What out there says Ray is the much better pitcher?  This year?  Historics? 

Sewald has a 2.67 ERA this year to Ray with a 3.71.  Ray had a great outlier year last year, and one top notch season before that but other than that, he's a 1.5-2.5 win player.

I just figured it was pretty well understood that pitchers who can be solid starters are typically better than even good-very good relievers. After all, failed starters become relievers — failed relievers become plumbers. 

If we really want to dive into the comparison, Sewald had a nice breakout 2021 season at age 31, working his way into a closer committee by year’s end. Ray, however, won the Cy Young in 2021, so I think we’d have to give the edge to him in that recent history. 

As it was for most of us, 2020 was a lost year for both of these gents. Both were awful, call it a wash.

Delving back deeper into their history, Sewald first cracked into the bigs in 2017 and pitched parts of 3 seasons with the Mets. To his credit, his peripherals looked better than his results, but the final line for those 3 seasons was as follows: 1-14, 5.16 ERA, 77 ERA+, -0.8 rWAR in 141.1 innings. As you pointed out, Ray wasn’t always a CY candidate in his career either, and he certainly outpitched his peripherals, but his final line for those 3 seasons was as follows: 33-15, 3.72 ERA, 120 ERA+, 7.7 rWAR in 460.0 innings. He also grabbed an All-Star nod in 2017. Big edge to Ray in the deeper history area. 

Which really just leaves us with 2022. In 64 innings, Sewald posted a shiny 2.67 ERA with a 3.88 FIP. If you’re wondering how one manages to out-pitch their FIP by nearly 1.25 runs, I think you’d probably start with the .158 BABIP he managed.
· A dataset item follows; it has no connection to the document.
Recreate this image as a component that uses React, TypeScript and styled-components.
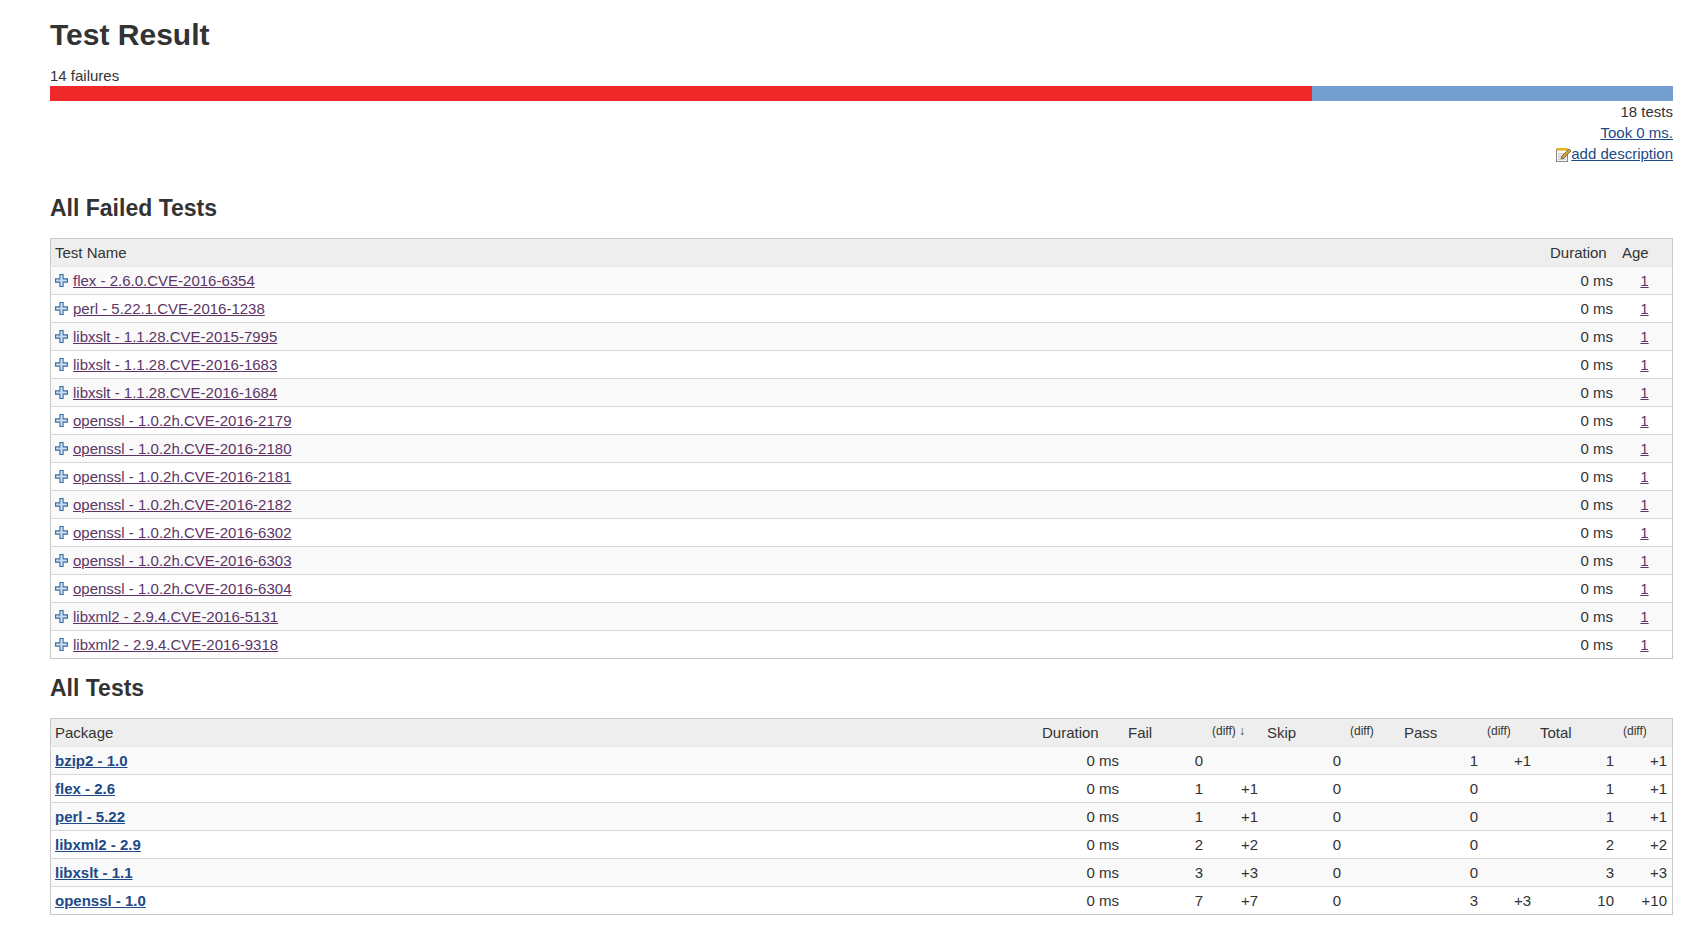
import React from "react";
import styled, { createGlobalStyle } from "styled-components";

const Global = createGlobalStyle`
  html, body { margin: 0; padding: 0; background: #fff; }
  body { font-family: "Liberation Sans", Arial, sans-serif; font-size: 15px; color: #333; }
`;

const Page = styled.div`
  padding: 17px 15px 20px 50px;
`;
const Title = styled.h1`
  margin: 0;
  font-size: 30px;
  line-height: 36px;
  font-weight: bold;
  color: #333;
`;
const Failures = styled.div`
  margin-top: 12px;
  line-height: 21px;
`;
const Bar = styled.div`
  display: flex;
  height: 15px;
`;
const Seg = styled.div<{ $c: string; $w: number }>`
  background: ${(p) => p.$c};
  flex: ${(p) => p.$w};
`;
const RightInfo = styled.div`
  display: flex;
  flex-direction: column;
  align-items: flex-end;
  line-height: 21px;
`;
const Link = styled.a<{ $c?: string; $bold?: boolean }>`
  color: ${(p) => p.$c || "#204a87"};
  text-decoration: underline;
  font-weight: ${(p) => (p.$bold ? "bold" : "normal")};
  cursor: pointer;
`;
const H2 = styled.h2<{ $mt: number }>`
  margin: ${(p) => p.$mt}px 0 0;
  font-size: 23px;
  line-height: 30px;
  font-weight: bold;
  color: #333;
`;
const Table = styled.table<{ $mt: number }>`
  margin-top: ${(p) => p.$mt}px;
  width: 100%;
  border-collapse: collapse;
  border: 1px solid #c8c8c8;
  table-layout: fixed;
`;
const Th = styled.th<{ $w?: number }>`
  ${(p) => (p.$w ? `width: ${p.$w}px;` : "")}
  background: #eeeeee;
  text-align: left;
  font-weight: normal;
  height: 27px;
  padding: 0 4px;
  white-space: nowrap;
  border-bottom: 1px solid #e4e4e4;
`;
const Diff = styled.span`
  font-size: 12px;
  vertical-align: 3px;
`;
const Tr = styled.tr`
  &:nth-child(odd) td { background: #f9f9f9; }
  &:nth-child(even) td { background: #fff; }
`;
const Td = styled.td<{ $a?: string }>`
  height: 27px;
  padding: 0 5px 0 4px;
  text-align: ${(p) => p.$a || "right"};
  border-top: 1px solid #d6d6d6;
  white-space: nowrap;
`;
const NameCell = styled.span`
  display: inline-flex;
  align-items: center;
  gap: 5px;
`;

const Plus = () => (
  <svg width="13" height="13" viewBox="0 0 12 12">
    <path d="M4.5 0.5h3v4h4v3h-4v4h-3v-4h-4v-3h4z" fill="#c9dcf0" stroke="#3b6ea5" strokeWidth="1" />
  </svg>
);

const Notepad = () => (
  <svg width="16" height="16" viewBox="0 0 16 16" style={{ verticalAlign: "-3px" }}>
    <rect x="1.5" y="3.5" width="11" height="12" fill="#f4f4f0" stroke="#888" />
    <rect x="1.5" y="2" width="11" height="2.5" fill="#e8b21a" />
    <line x1="3" y1="8" x2="11" y2="8" stroke="#bbb" />
    <line x1="3" y1="10.5" x2="11" y2="10.5" stroke="#bbb" />
    <line x1="3" y1="13" x2="11" y2="13" stroke="#bbb" />
    <path d="M6 13l1-3 7-7 2 2-7 7z" fill="#e0a030" stroke="#555" strokeWidth="0.8" />
  </svg>
);

const failed = [
  "flex - 2.6.0.CVE-2016-6354",
  "perl - 5.22.1.CVE-2016-1238",
  "libxslt - 1.1.28.CVE-2015-7995",
  "libxslt - 1.1.28.CVE-2016-1683",
  "libxslt - 1.1.28.CVE-2016-1684",
  "openssl - 1.0.2h.CVE-2016-2179",
  "openssl - 1.0.2h.CVE-2016-2180",
  "openssl - 1.0.2h.CVE-2016-2181",
  "openssl - 1.0.2h.CVE-2016-2182",
  "openssl - 1.0.2h.CVE-2016-6302",
  "openssl - 1.0.2h.CVE-2016-6303",
  "openssl - 1.0.2h.CVE-2016-6304",
  "libxml2 - 2.9.4.CVE-2016-5131",
  "libxml2 - 2.9.4.CVE-2016-9318",
];

const pkgs: [string, string, string, string, string, string, string, string][] = [
  ["bzip2 - 1.0", "0", "", "0", "1", "+1", "1", "+1"],
  ["flex - 2.6", "1", "+1", "0", "0", "", "1", "+1"],
  ["perl - 5.22", "1", "+1", "0", "0", "", "1", "+1"],
  ["libxml2 - 2.9", "2", "+2", "0", "0", "", "2", "+2"],
  ["libxslt - 1.1", "3", "+3", "0", "0", "", "3", "+3"],
  ["openssl - 1.0", "7", "+7", "0", "3", "+3", "10", "+10"],
];

const purple = "#5c3566";

export default function App() {
  return (
    <Page>
      <Global />
      <Title>Test Result</Title>
      <Failures>14 failures</Failures>
      <Bar>
        <Seg $c="#ef2929" $w={14} />
        <Seg $c="#729fcf" $w={4} />
      </Bar>
      <RightInfo>
        <div>18 tests</div>
        <Link>Took 0 ms.</Link>
        <div>
          <Notepad />
          <Link>add description</Link>
        </div>
      </RightInfo>

      <H2 $mt={29}>All Failed Tests</H2>
      <Table $mt={15}>
        <thead>
          <tr>
            <Th>Test Name</Th>
            <Th $w={64}>Duration</Th>
            <Th $w={46}>Age</Th>
          </tr>
        </thead>
        <tbody>
          {failed.map((n) => (
            <Tr key={n}>
              <Td $a="left">
                <NameCell>
                  <Plus />
                  <Link $c={purple}>{n}</Link>
                </NameCell>
              </Td>
              <Td>0 ms</Td>
              <Td $a="center">
                <Link $c={purple}>1</Link>
              </Td>
            </Tr>
          ))}
        </tbody>
      </Table>

      <H2 $mt={14}>All Tests</H2>
      <Table $mt={15}>
        <thead>
          <tr>
            <Th>Package</Th>
            <Th $w={78}>Duration</Th>
            <Th $w={76}>Fail</Th>
            <Th $w={47}>
              <Diff>(diff) ↓</Diff>
            </Th>
            <Th $w={75}>Skip</Th>
            <Th $w={46}>
              <Diff>(diff)</Diff>
            </Th>
            <Th $w={75}>Pass</Th>
            <Th $w={45}>
              <Diff>(diff)</Diff>
            </Th>
            <Th $w={75}>Total</Th>
            <Th $w={45}>
              <Diff>(diff)</Diff>
            </Th>
          </tr>
        </thead>
        <tbody>
          {pkgs.map((r) => (
            <Tr key={r[0]}>
              <Td $a="left">
                <Link $bold>{r[0]}</Link>
              </Td>
              <Td>0 ms</Td>
              <Td>{r[1]}</Td>
              <Td>{r[2]}</Td>
              <Td>{r[3]}</Td>
              <Td></Td>
              <Td>{r[4]}</Td>
              <Td>{r[5]}</Td>
              <Td>{r[6]}</Td>
              <Td>{r[7]}</Td>
            </Tr>
          ))}
        </tbody>
      </Table>
    </Page>
  );
}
The lowest any pitcher in baseball (50+ IP) has posted since at least 2000, with Carlos Marmol checking in as the second-lowest at .169. He was excellent at managing contact, but…that’s really quite an extraordinary figure. It was .254, by comparison, in his (likely much better) 2021 campaign. 
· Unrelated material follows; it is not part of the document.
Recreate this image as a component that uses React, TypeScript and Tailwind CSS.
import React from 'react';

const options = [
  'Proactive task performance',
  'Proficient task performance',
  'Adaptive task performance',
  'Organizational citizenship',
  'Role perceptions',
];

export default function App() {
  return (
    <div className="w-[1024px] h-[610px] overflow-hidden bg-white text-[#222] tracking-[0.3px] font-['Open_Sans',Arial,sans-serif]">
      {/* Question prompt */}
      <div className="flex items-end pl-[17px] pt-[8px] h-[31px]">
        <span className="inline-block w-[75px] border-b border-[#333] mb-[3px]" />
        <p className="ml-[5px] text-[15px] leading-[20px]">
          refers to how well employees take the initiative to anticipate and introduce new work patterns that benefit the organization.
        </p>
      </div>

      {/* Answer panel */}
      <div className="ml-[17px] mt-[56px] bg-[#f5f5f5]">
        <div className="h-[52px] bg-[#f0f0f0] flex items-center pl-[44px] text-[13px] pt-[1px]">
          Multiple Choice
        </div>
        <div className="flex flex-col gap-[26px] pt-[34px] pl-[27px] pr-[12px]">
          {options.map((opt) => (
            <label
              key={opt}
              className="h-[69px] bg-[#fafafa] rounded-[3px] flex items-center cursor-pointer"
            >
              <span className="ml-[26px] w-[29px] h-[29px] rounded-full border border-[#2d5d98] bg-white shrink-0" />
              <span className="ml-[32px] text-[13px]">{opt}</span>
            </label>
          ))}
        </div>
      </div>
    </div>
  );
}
Ray had a 3.71 ERA with a 4.17 FIP. Pretty ho hum season, especially at his salary and coming off the CY. But, in his last 20 starts coming into the postseason, he’d put up a combined 2.97 ERA with a 3.81 FIP, so he had pretty clearly righted the ship. 

In the end, I think past history clearly favors Ray (by a pretty huge margin), so you’d really have to hang your hat on this season. I think the BABIP and FIP are too suggestive of great good fortune to see the 2.67 ERA as indicative of true talent for Sewald based on his performance, and even then, Ray had put up several months of comparable performance.

And Ray did all of it as a starter, which is the other key. Pitching well in one-inning stints is different (and, I think, demonstrably easier to do) than having to go through the lineup several times, as Ray had to do as a starter. There are probably some relievers who are so dominant in their short stints that even a very good starter wouldn’t be as good as them in a one-inning outing — but I think those guys are few and far between, and I don’t think Paul Sewald is one of them.